Charles Aznavour, ce rescapé du génocide arménien devenu l’un des visages de la France, disait « Je suis Français à 100% et Arménien à 100% ». Aujourd'hui, les 700 000 français d’origine arménienne souscrivent entièrement à ces propos de Aznavour. Et chacun d’entre eux incarne cette relation forte et enrichit les liens humains privilégiées qui unissent nos peuples. L'Ambassade dans son modeste rôle, essaie d’y contribuer.
Je souhaite rappeler que nous avons une histoire particulière avec le 17e arrondissement. De nombreuses associations arméniennes y sont implantées, et l'Ambassade d'Arménie en France y est située depuis trente ans. Nous apprécions les relations d’amitié que nous entretenons avec le 17e, le Maire et de tous les élus, ainsi que les multiples initiatives en faveur de l’Arménie et du Haut-Karabagh.

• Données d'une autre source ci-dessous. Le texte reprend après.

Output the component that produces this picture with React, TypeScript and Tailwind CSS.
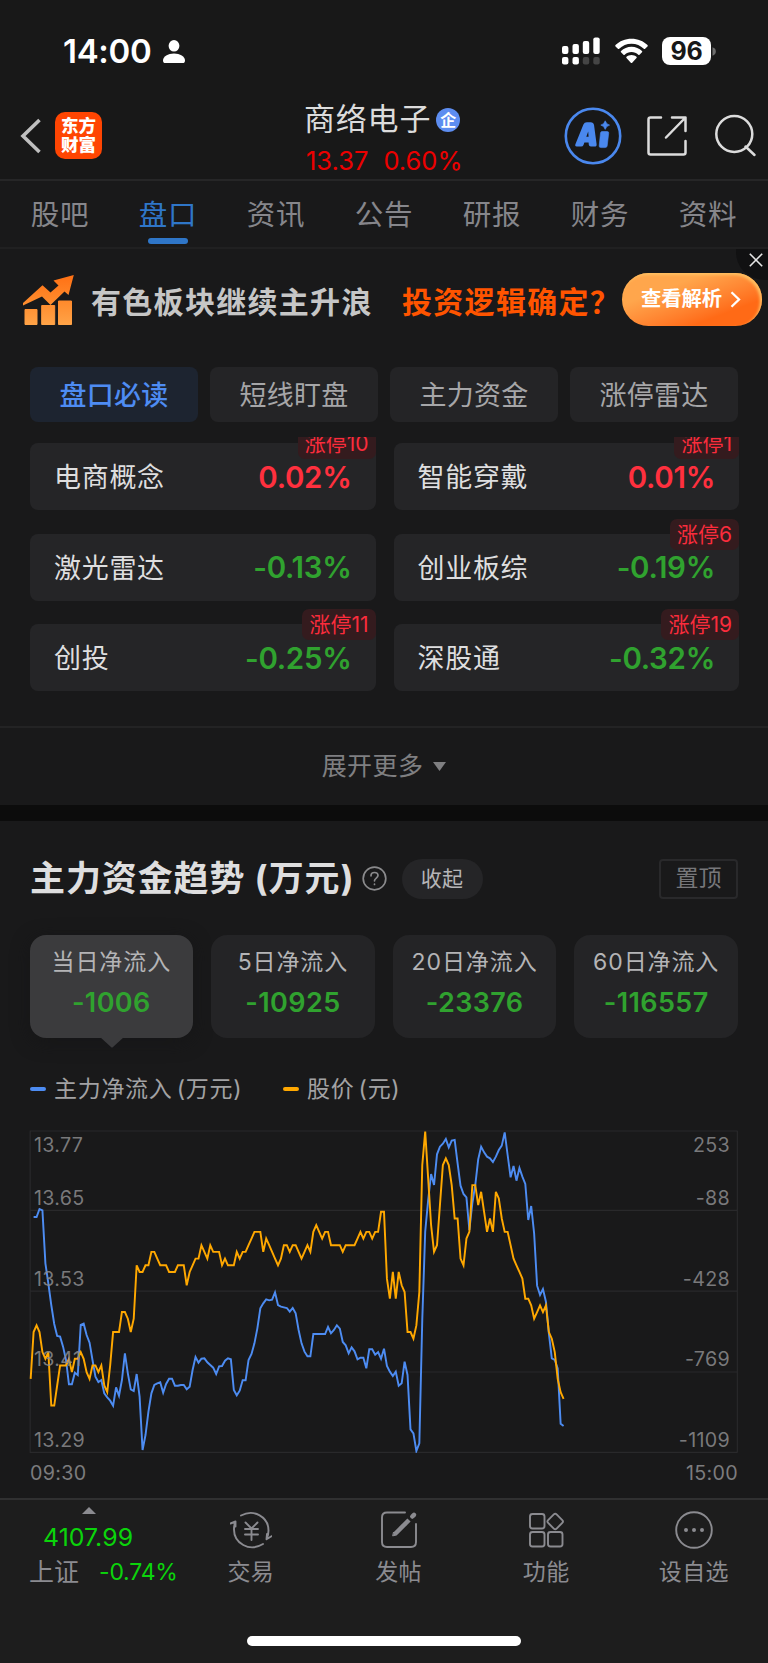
import React from 'react';
import clsx from 'clsx';

interface Sector {
  name: string;
  change: string;
  limitUp?: number;
}

interface FlowCard {
  label: string;
  value: string;
}

const tabs = ['股吧', '盘口', '资讯', '公告', '研报', '财务', '资料'];

const chips = ['盘口必读', '短线盯盘', '主力资金', '涨停雷达'];

const sectors: Sector[] = [
  { name: '电商概念', change: '0.02%', limitUp: 10 },
  { name: '智能穿戴', change: '0.01%', limitUp: 1 },
  { name: '激光雷达', change: '-0.13%' },
  { name: '创业板综', change: '-0.19%', limitUp: 6 },
  { name: '创投', change: '-0.25%', limitUp: 11 },
  { name: '深股通', change: '-0.32%', limitUp: 19 }
];

const flowCards: FlowCard[] = [
  { label: '当日净流入', value: '-1006' },
  { label: '5日净流入', value: '-10925' },
  { label: '20日净流入', value: '-23376' },
  { label: '60日净流入', value: '-116557' }
];

const priceTicks = ['13.77', '13.65', '13.53', '13.41', '13.29'];
const flowTicks = ['253', '-88', '-428', '-769', '-1109'];

// Minute prices, in cents below the day high of 13.77
const priceSeries = [
  37, 30, 29, 30, 33, 34, 33, 41, 41, 38, 35, 35, 35, 34, 36, 34, 34, 33, 34, 36,
  37, 35, 35, 36, 35, 38, 39, 35, 30, 30, 30, 27, 27, 28, 30, 28, 20, 21, 21, 20,
  20, 18, 18, 19, 20, 20, 20, 21, 21, 21, 20, 20, 20, 23, 21, 20, 19, 19, 17, 18,
  19, 17, 18, 18, 18, 20, 19, 20, 20, 20, 18, 19, 18, 18, 17, 16, 15, 15, 15, 18,
  16, 17, 18, 19, 20, 19, 17, 17, 18, 17, 17, 18, 19, 18, 17, 18, 15, 14, 15, 16,
  15, 15, 17, 17, 17, 17, 18, 17, 17, 17, 17, 16, 15, 16, 15, 15, 16, 15, 15, 12,
  12, 22, 25, 21, 25, 21, 23, 24, 30, 30, 31, 29, 24, 5, 0, 7, 14, 18, 17, 11,
  5, 4, 5, 8, 13, 13, 19, 20, 16, 15, 8, 8, 11, 9, 12, 15, 13, 15, 9, 10,
  13, 15, 15, 17, 19, 20, 21, 22, 25, 25, 26, 28, 27, 26, 27, 26, 30, 31, 33, 37,
  39, 40
];

// Minute net inflow, already scaled to the chart height, first value at 09:31
const flowSeries = [
  291, 291, 267, 271, 430, 490, 555, 612, 648, 650, 680, 720, 793, 793, 758, 765, 615, 611, 645, 668,
  720, 770, 786, 780, 820, 832, 842, 857, 802, 827, 780, 700, 760, 808, 813, 762, 830, 990, 945, 875,
  820, 795, 790, 787, 818, 792, 776, 776, 797, 797, 795, 795, 808, 800, 750, 711, 728, 716, 715, 727,
  735, 743, 762, 739, 738, 722, 715, 718, 810, 826, 812, 781, 781, 720, 702, 670, 625, 565, 550, 538,
  541, 539, 517, 555, 560, 562, 564, 575, 564, 580, 630, 670, 695, 709, 709, 642, 642, 642, 642, 642,
  621, 640, 630, 616, 626, 666, 676, 700, 682, 694, 718, 713, 713, 745, 688, 688, 704, 696, 716, 686,
  738, 755, 768, 755, 797, 790, 725, 765, 928, 940, 993, 970, 600, 335, 240, 162, 195, 103, 80, 71,
  57, 82, 62, 60, 130, 197, 222, 232, 330, 250, 195, 118, 80, 97, 110, 115, 126, 110, 90, 77,
  37, 105, 172, 138, 182, 144, 170, 192, 300, 258, 340, 497, 525, 507, 545, 640, 715, 720, 745, 911,
  918
];

const minuteX = (i: number) => (32 + i * 8.833).toFixed(1);
const pricePoints = priceSeries.map((v, i) => `${minuteX(i)},${(35 + v * 20.04).toFixed(1)}`).join(' ');
const flowPoints = flowSeries.map((v, i) => `${minuteX(i + 1)},${v}`).join(' ');

function StatusBar() {
  return (
    <div className="flex h-[90px] pt-[34px] pl-[63px] text-white">
      <span className="w-[100px] text-[33px] font-semibold leading-[35px] tracking-[-0.3px]">14:00</span>
      <svg className="mt-[6px] h-[24px] w-[22px]" viewBox="0 0 22 24" fill="currentColor">
        <ellipse cx="11" cy="5.8" rx="5.4" ry="5.8" />
        <path d="M0 20.5C0 16.5 5 13.6 11 13.6s11 2.9 11 6.9c0 1.7-.8 2.6-2.4 2.6H2.4C.8 23.1 0 22.2 0 20.5z" />
      </svg>
      <svg className="ml-[377px] mt-[3px] h-[28px] w-[38px]" viewBox="0 0 38 28" fill="currentColor">
        <rect x="0" y="9" width="6.4" height="8" rx="2" />
        <rect x="10.5" y="7" width="6.4" height="10" rx="2" />
        <rect x="20.8" y="4" width="6.4" height="13" rx="2" />
        <rect x="31.3" y="0.5" width="6.4" height="16.5" rx="2" />
        <rect x="0" y="20" width="6.4" height="7.5" rx="2" />
        <rect x="10.5" y="20" width="6.4" height="7.5" rx="2" />
        <rect x="20.8" y="20" width="6.4" height="7.5" rx="2" fill="#454545" />
        <rect x="31.3" y="20" width="6.4" height="7.5" rx="2" fill="#454545" />
      </svg>
      <svg className="ml-[15px] mt-[4px] h-[26px] w-[33px]" viewBox="0 0 33 26" fill="currentColor">
        <path d="M16.5 .8C10.2 .8 4.5 3.2 .5 7.1c-.4.4-.4.9 0 1.3l2.4 2.4c.4.4.9.4 1.3 0 3.2-3.1 7.5-5 12.3-5s9.1 1.9 12.3 5c.4.4.9.4 1.3 0l2.4-2.4c.4-.4.4-.9 0-1.3C28.5 3.2 22.8.8 16.5.8z" />
        <path d="M16.5 8.8c-4.1 0-7.8 1.6-10.5 4.2-.4.4-.4.9 0 1.3l2.5 2.4c.3.4.9.4 1.2 0 1.8-1.7 4.2-2.7 6.8-2.7s5 1 6.8 2.7c.3.4.9.4 1.2 0l2.5-2.4c.4-.4.4-.9 0-1.3-2.7-2.6-6.4-4.2-10.5-4.2z" />
        <path d="M16.5 16.9c-2 0-3.7.7-5 1.9-.4.4-.4.9 0 1.2l4.3 4.7c.4.4 1 .4 1.4 0l4.3-4.7c.4-.3.4-.8 0-1.2-1.3-1.2-3-1.9-5-1.9z" />
      </svg>
      <div className="ml-[14px] mt-[3px] flex h-[28px] w-[49px] items-center justify-center rounded-[8px] bg-white text-[25px] font-bold leading-none tracking-[-0.3px] text-[#181818]">
        96
      </div>
      <svg className="mt-[13px] h-[9px] w-[5px]" viewBox="0 0 5 9">
        <path d="M1.5 0.3C3.8 1 4.8 2.5 4.8 4.5S3.8 8 1.5 8.7z" fill="#6d6d6d" />
      </svg>
    </div>
  );
}

function Header() {
  return (
    <header className="flex h-[91px] border-b-2 border-[#262627] text-[#dcdcdc]">
      <svg className="ml-[20px] mt-[28px] h-[36px] w-[21px]" viewBox="0 0 21 36" fill="none" stroke="#bfbfbf" strokeWidth="3.6">
        <path d="M19.5 2L3 18l16.5 16" />
      </svg>
      <div className="ml-[14px] mt-[22px] flex h-[47px] w-[47px] flex-col items-center justify-center rounded-[10px] bg-[#ff4502] text-[17.5px] font-black leading-[18.5px] text-white">
        <span>东方</span>
        <span>财富</span>
      </div>
      <div className="ml-[202px] mt-[12px] w-[175px]">
        <div className="flex h-[34px] items-center">
          <span className="text-[31px] leading-[34px] tracking-[0.8px]">商络电子</span>
          <span className="ml-[5px] mt-[2px] flex h-[24px] w-[24px] items-center justify-center rounded-full bg-[#5d8df0] text-[16px] font-bold leading-none text-white">
            企
          </span>
        </div>
        <div className="ml-[2px] mt-[9px] flex gap-[15px] text-[25.5px] leading-[32px] text-[#ec0000]">
          <span>13.37</span>
          <span>0.60%</span>
        </div>
      </div>
      <svg className="ml-[85px] mt-[17px] h-[58px] w-[58px] shrink-0" viewBox="0 0 58 58">
        <circle cx="29" cy="29" r="27.2" fill="none" stroke="#4a88ee" strokeWidth="2.6" />
        <path
          d="M11.3 37.6L19.4 17.6Q20.4 15.3 22.8 15.3H27Q29.6 15.3 30 17.8L32.6 37.2Q32.9 39.6 30.6 39.6H26.8Q25 39.6 24.8 37.8L24.6 35.6H20.4L19.5 38Q18.9 39.6 17.1 39.6H12.6Q10.6 39.6 11.3 37.6ZM22.3 29.8H24.6L24.2 24.6Z"
          fill="#4a88ee"
          fillRule="evenodd"
        />
        <path
          d="M38 24.5H43.2Q44.9 24.5 44.7 26.2L43.2 38.8Q43 40.6 41.2 40.6H36.8Q35 40.6 35.2 38.8L36.5 26Q36.7 24.5 38 24.5ZM41.2 13.8Q42.2 17.2 45.6 18.1Q42.2 19 41.2 22.4Q40.2 19 36.8 18.1Q40.2 17.2 41.2 13.8Z"
          fill="#4a88ee"
          stroke="#4a88ee"
          strokeWidth="0.6"
        />
      </svg>
      <svg className="ml-[24px] mt-[25px] h-[42px] w-[42px] shrink-0" viewBox="0 0 42 42" fill="none" stroke="currentColor" strokeWidth="2.5" strokeLinecap="round" strokeLinejoin="round">
        <path d="M15 2.5H4.5Q2.5 2.5 2.5 4.5V37.5Q2.5 39.5 4.5 39.5H37.5Q39.5 39.5 39.5 37.5V26" />
        <path d="M26 2.5H39.5V16M39.5 2.5L20 22.5" />
      </svg>
      <svg className="ml-[26px] mt-[24px] h-[43px] w-[43px] shrink-0" viewBox="0 0 43 43" fill="none" stroke="currentColor" strokeWidth="2.5" strokeLinecap="round">
        <circle cx="20.3" cy="20" r="18" />
        <path d="M31.5 32.5L40.5 41" />
      </svg>
    </header>
  );
}

function TabBar() {
  return (
    <nav className="grid h-[68px] grid-cols-7 border-b-2 border-[#202021] pl-[6px] pr-[6px]">
      {tabs.map((tab, index) => (
        <div
          key={tab}
          className={clsx(
            'relative flex justify-center pt-[17px] text-[28.5px] leading-[34px] tracking-[0.8px]',
            index === 1 ? 'text-[#2f76c8]' : 'text-[#86868b]'
          )}
        >
          {tab}
          {index === 1 && (
            <span className="absolute left-[34px] top-[57px] h-[6px] w-[40px] rounded-full bg-[#2f76c8]" />
          )}
        </div>
      ))}
    </nav>
  );
}

function Banner() {
  return (
    <div className="relative flex h-[106px] items-center overflow-hidden">
      <svg className="ml-[22px] mb-[4px] h-[52px] w-[54px]" viewBox="0 0 54 52">
        <defs>
          <linearGradient id="trend" x1="0" y1="0" x2="0" y2="1">
            <stop offset="0" stopColor="#ff7014" />
            <stop offset="1" stopColor="#ff8f30" />
          </linearGradient>
          <linearGradient id="trendBars" x1="0" y1="0" x2="0" y2="1">
            <stop offset="0" stopColor="#ff8a2c" />
            <stop offset="1" stopColor="#ffa347" />
          </linearGradient>
        </defs>
        <path d="M3 35.5h12v15H3zM19.7 31.5h13v19h-13zM36.5 27h13v23.5h-13z" fill="url(#trendBars)" stroke="url(#trendBars)" strokeLinejoin="round" />
        <path d="M1 29L20.5 11.2L28.5 18.5L36.5 11.5L31.5 6.5L51.8 1L46.5 21L42.5 17.5L28.5 31L20 22.5L1 31.5Z" fill="url(#trend)" />
      </svg>
      <span className="ml-[15px] w-[311px] whitespace-nowrap text-[30px] font-bold leading-none tracking-[1.3px] text-[#c6c6c6]">有色板块继续主升浪</span>
      <span className="w-[220px] whitespace-nowrap text-[30px] font-bold leading-none tracking-[1.3px] text-[#ff5400]">投资逻辑确定？</span>
      <button className="absolute left-[622px] top-[24px] flex h-[53px] w-[140px] items-center rounded-full bg-linear-to-br from-[#ffa64c] from-30% to-[#ff6a16] to-75% pl-[19px] text-[20.3px] font-bold leading-none text-white shadow-[inset_-2px_2px_3px_#ffc062]">
        查看解析
        <svg className="ml-[8px] h-[17px] w-[11px]" viewBox="0 0 11 17" fill="none" stroke="currentColor" strokeWidth="2.3">
          <path d="M1.5 1.2L9 8.5L1.5 15.8" />
        </svg>
      </button>
      <div className="absolute right-0 top-0 h-[31px] w-[32px] rounded-bl-[28px] bg-[#111112]">
        <svg className="ml-[13px] mt-[4px] h-[14px] w-[14px]" viewBox="0 0 14 14" stroke="#e6e6e6" strokeWidth="1.6">
          <path d="M.8.8L13.2 13.2M13.2 .8L.8 13.2" />
        </svg>
      </div>
    </div>
  );
}

function SectorCard({ sector }: { sector: Sector }) {
  const falling = sector.change.startsWith('-');
  return (
    <div className="relative flex h-[67px] items-center justify-between rounded-[8px] bg-[#252527] pl-[24px] pr-[24px] pt-[2px]">
      <span className="text-[27px] leading-none tracking-[0.7px] text-[#dededf]">{sector.name}</span>
      <span
        className={clsx(
          'text-[29.5px] font-semibold leading-none tracking-[-0.3px]',
          falling ? 'text-[#30a22f]' : 'text-[#ff303e]'
        )}
      >
        {sector.change}
      </span>
      {sector.limitUp && (
        <span className="absolute right-0 top-[-15px] flex h-[31px] items-center rounded-[7px] bg-[#341b1e] px-[7px] text-[21px] leading-none text-[#fb2c3c]">
          涨停{sector.limitUp}
        </span>
      )}
    </div>
  );
}

function Sectors() {
  return (
    <section>
      <div className="mt-[12px] grid h-[55px] grid-cols-4 gap-[12px] px-[30px]">
        {chips.map((chip, index) => (
          <div
            key={chip}
            className={clsx(
              'flex items-center justify-center rounded-[8px] pt-[2px] text-[27px] leading-none tracking-[0.3px]',
              index === 0 ? 'bg-[#1d2430] font-medium text-[#4e8cf3]' : 'bg-[#242426] text-[#a6a6a8]'
            )}
          >
            {chip}
          </div>
        ))}
      </div>
      <div className="mt-[15px] h-[291px] overflow-hidden border-b-2 border-[#232324] pl-[30px] pr-[29px] pt-[6px]">
        <div className="grid grid-cols-2 gap-x-[18px] gap-y-[23.5px]">
          {sectors.map((sector) => (
            <SectorCard key={sector.name} sector={sector} />
          ))}
        </div>
      </div>
      <div className="flex h-[77px] items-center justify-center text-[25px] leading-none tracking-[0.4px] text-[#7f7f81]">
        展开更多
        <svg className="ml-[10px] h-[9px] w-[13px]" viewBox="0 0 13 9" fill="currentColor">
          <path d="M0 0H13L6.5 9Z" />
        </svg>
      </div>
    </section>
  );
}

function FlowChart() {
  return (
    <div className="relative mx-[29px] mt-[26px] h-[323px] w-[710px]">
      <svg className="absolute inset-0 h-[323px] w-[709px]" viewBox="27 30 2127 969" fill="none">
        <g stroke="#29292b" strokeWidth="3.5">
          <path d="M29 33H2153M29 271H2153M29 513.5H2153M29 756H2153M29 997H2153M30.5 33V997M2152 33V997" />
        </g>
        <polyline points={flowPoints} stroke="#4d8cf2" strokeWidth="5.8" />
        <polyline points={pricePoints} stroke="#ffa800" strokeWidth="5.8" />
      </svg>
      <div className="absolute inset-0 flex justify-between pl-[5px] pr-[9px] pt-px text-[19.7px] leading-[28px] tracking-[0.3px] text-[#8b8b8d]/85">
        {[priceTicks, flowTicks].map((ticks, side) => (
          <div key={side} className={clsx('flex flex-col', side === 1 && 'text-right')}>
            {ticks.map((tick, index) => (
              <span
                key={tick}
                className={clsx('shrink-0', index === 0 ? 'h-[53px]' : index === 4 ? 'h-[28px]' : 'h-[80.7px]')}
              >
                {tick}
              </span>
            ))}
          </div>
        ))}
      </div>
    </div>
  );
}

function CapitalFlow() {
  return (
    <section className="h-[693px] border-t-[16px] border-[#0c0c0c]">
      <div className="mt-[37px] flex h-[41px] items-center px-[30px]">
        <h2 className="whitespace-nowrap text-[35px] font-bold leading-none tracking-[0.9px] text-[#dededf]">主力资金趋势 (万元)</h2>
        <svg className="ml-[7px] h-[25px] w-[25px]" viewBox="0 0 25 25" fill="none" stroke="#8a8a8c" strokeWidth="1.7" strokeLinecap="round">
          <circle cx="12.5" cy="12.5" r="11.3" />
          <path d="M9 9.8C9 7.8 10.5 6.5 12.5 6.5S16 7.8 16 9.6C16 12 12.5 12.2 12.5 14.8M12.5 18.2V18.5" />
        </svg>
        <div className="ml-[15px] flex h-[40px] w-[81px] items-center justify-center rounded-full bg-[#252527] text-[21px] leading-none tracking-[0.4px] text-[#b5b5b7]">收起</div>
        <div className="ml-auto flex h-[40px] w-[79px] items-center justify-center rounded-[4px] border-2 border-[#29292b] text-[23px] leading-none text-[#77777a]">置顶</div>
      </div>
      <div className="mt-[36px] grid h-[103px] grid-cols-4 gap-[18px] pl-[29.5px] pr-[30px]">
        {flowCards.map((card, index) => (
          <div
            key={card.label}
            className={clsx(
              'relative flex flex-col items-center rounded-[16px] pt-[12px]',
              index === 0 ? 'bg-[#3b3b3d] shadow-[0_4px_18px_#161617]' : 'bg-[#242426]'
            )}
          >
            <span className="whitespace-nowrap text-[23px] leading-[30px] tracking-[0.9px] text-[#b4b4b6]">{card.label}</span>
            <span className="mt-[9px] text-[27px] font-semibold leading-[34px] tracking-[0.4px] text-[#30a22f]">{card.value}</span>
            {index === 0 && (
              <svg className="absolute left-[70px] top-[102px] h-[11px] w-[24px]" viewBox="0 0 24 11" fill="#3b3b3d">
                <path d="M0 0H24L13 10Q12 11 11 10Z" />
              </svg>
            )}
          </div>
        ))}
      </div>
      <div className="mt-[36px] flex h-[30px] items-center pl-[30px] text-[23px] leading-none tracking-[0.7px] [word-spacing:-3px] text-[#a2a2a4]">
        <span className="mr-[8px] h-[4px] w-[16px] rounded-[2px] bg-[#4d8cf2]" />
        <span className="w-[229px]">主力净流入 (万元)</span>
        <span className="mr-[8px] h-[4px] w-[16px] rounded-[2px] bg-[#ffa800]" />
        <span>股价 (元)</span>
      </div>
      <FlowChart />
      <div className="mt-[6px] flex justify-between pl-[30px] pr-[30px] text-[19.7px] leading-[28px] tracking-[0.3px] text-[#7c7c7e]">
        <span>09:30</span>
        <span>15:00</span>
      </div>
    </section>
  );
}

const actions = [
  {
    label: '交易',
    icon: (
      <>
        <path d="M11 5.5C24 -1.5 38.5 7 38.5 20.5C38.5 24 38 26.5 36.5 29.2M36.5 29.2L41.5 26.2M36.5 29.2L37 24M33 34C19 42.5 4 33 4 19.5C4 16.5 4.4 14 5.5 11.5M5.5 11.5L0.5 13.5M5.5 11.5V16.5" />
        <path d="M15.5 12.5L21.5 18.5L27.5 12.5M21.5 18.5V30M15 19H28M15 24.5H28" />
      </>
    )
  },
  {
    label: '发帖',
    icon: (
      <>
        <path d="M27 2.5H9Q4 2.5 4 7.5V32Q4 37 9 37H33Q38 37 38 32V14" />
        <path d="M17 24L31 10" strokeWidth="4.5" strokeLinecap="butt" />
        <path d="M15 25.8L18.5 25L15.8 22.3Z" fill="currentColor" strokeWidth="1" />
        <path d="M34.3 6.5L36 4.8" strokeWidth="4.5" />
      </>
    )
  },
  {
    label: '功能',
    icon: (
      <>
        <rect x="5" y="4" width="14.5" height="14.5" rx="2.5" />
        <rect x="5" y="22" width="14.5" height="14.5" rx="2.5" />
        <rect x="23" y="22" width="14.5" height="14.5" rx="2.5" />
        <rect x="24.2" y="5.5" width="12" height="12" rx="2" transform="rotate(45 30.2 11.5)" />
      </>
    )
  },
  {
    label: '设自选',
    icon: (
      <>
        <circle cx="21" cy="20" r="17.8" />
        <path d="M13 20V20.01M21 20V20.01M29 20V20.01" strokeWidth="4" />
      </>
    )
  }
];

function BottomBar() {
  return (
    <footer className="relative h-[166px] border-t-2 border-[#303031] bg-[#1d1d1d] text-[#8b8b90]">
      <div className="flex pl-[29px]">
        <div className="w-[148px]">
          <svg className="ml-[53px] mt-[7px] h-[7px] w-[14px]" viewBox="0 0 14 7" fill="currentColor">
            <path d="M0 7L7 0L14 7Z" />
          </svg>
          <div className="ml-[14px] mt-[8px] text-[24.8px] leading-[30px] tracking-[0.1px] text-[#0bd40b]">4107.99</div>
          <div className="mt-[5px] flex h-[30px] items-center whitespace-nowrap leading-none">
            <span className="text-[25px]">上证</span>
            <span className="ml-[20px] text-[23px] tracking-[-0.2px] text-[#0bd40b]">-0.74%</span>
          </div>
        </div>
        {actions.map((action) => (
          <div key={action.label} className="flex w-[147.7px] flex-col items-center">
            <svg className="mt-[10px] h-[40px] w-[42px]" viewBox="0 0 42 40" fill="none" stroke="currentColor" strokeWidth="1.9" strokeLinecap="round" strokeLinejoin="round">
              {action.icon}
            </svg>
            <span className="mt-[7px] text-[23px] leading-[30px] tracking-[0.4px]">{action.label}</span>
          </div>
        ))}
      </div>
      <div className="absolute left-[247px] top-[136px] h-[10px] w-[274px] rounded-full bg-white" />
    </footer>
  );
}

export default function App() {
  return (
    <div className="h-[1663px] w-[768px] overflow-hidden bg-[#19191a] font-['Inter','Noto_Sans_CJK_SC',sans-serif]">
      <div className="bg-[#181818]">
        <StatusBar />
        <Header />
      </div>
      <TabBar />
      <Banner />
      <Sectors />
      <CapitalFlow />
      <BottomBar />
    </div>
  );
}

GB : La France a été l'un des premiers pays à reconnaître officiellement le génocide arménien. En 2001, la France a adopté une loi reconnaissant le génocide arménien de 1915.
Après le génocide, de nombreux Arméniens ont fui la Turquie et se sont réfugiés en France.
L'implication de la France dans l'aide à la communauté arménienne depuis 1915 témoigne de l'engagement du pays envers la justice et la préservation de la mémoire du génocide arménien. Cette aide a contribué à renforcer les liens entre la France et la communauté arménienne, tout en faisant progresser la reconnaissance internationale du génocide arménien.

La région de Syunik dans le viseur de Bakou ?
Après avoir récupéré le Haut-Karabakh, l’Azerbaïdjan réclame d’autres territoires situés à l’intérieur des frontières de l’Arménie.
Il s’agit de petites enclaves dont le statut est ambigu depuis les multiples transferts qui ont lieu entre les deux entités nationales à l’époque soviétique.
Depuis septembre, près de 100 000 réfugiées ont fui le Haut-Karabakh.
La Mairie du 17e se mobilise pour l’Arménie
La Mairie du 17e a lancé une collecte solidaire pour les familles de réfugiés du Haut-Karabagh, mises sur la route de l’exode par l’invasion de l’Azerbaïdjan.
Vêtements d’hiver neufs, couvertures chaudes neuves, produits d’hygiène, couches pour bébé, plusieurs tonnes ont été collectées jusqu'au 18 novembre.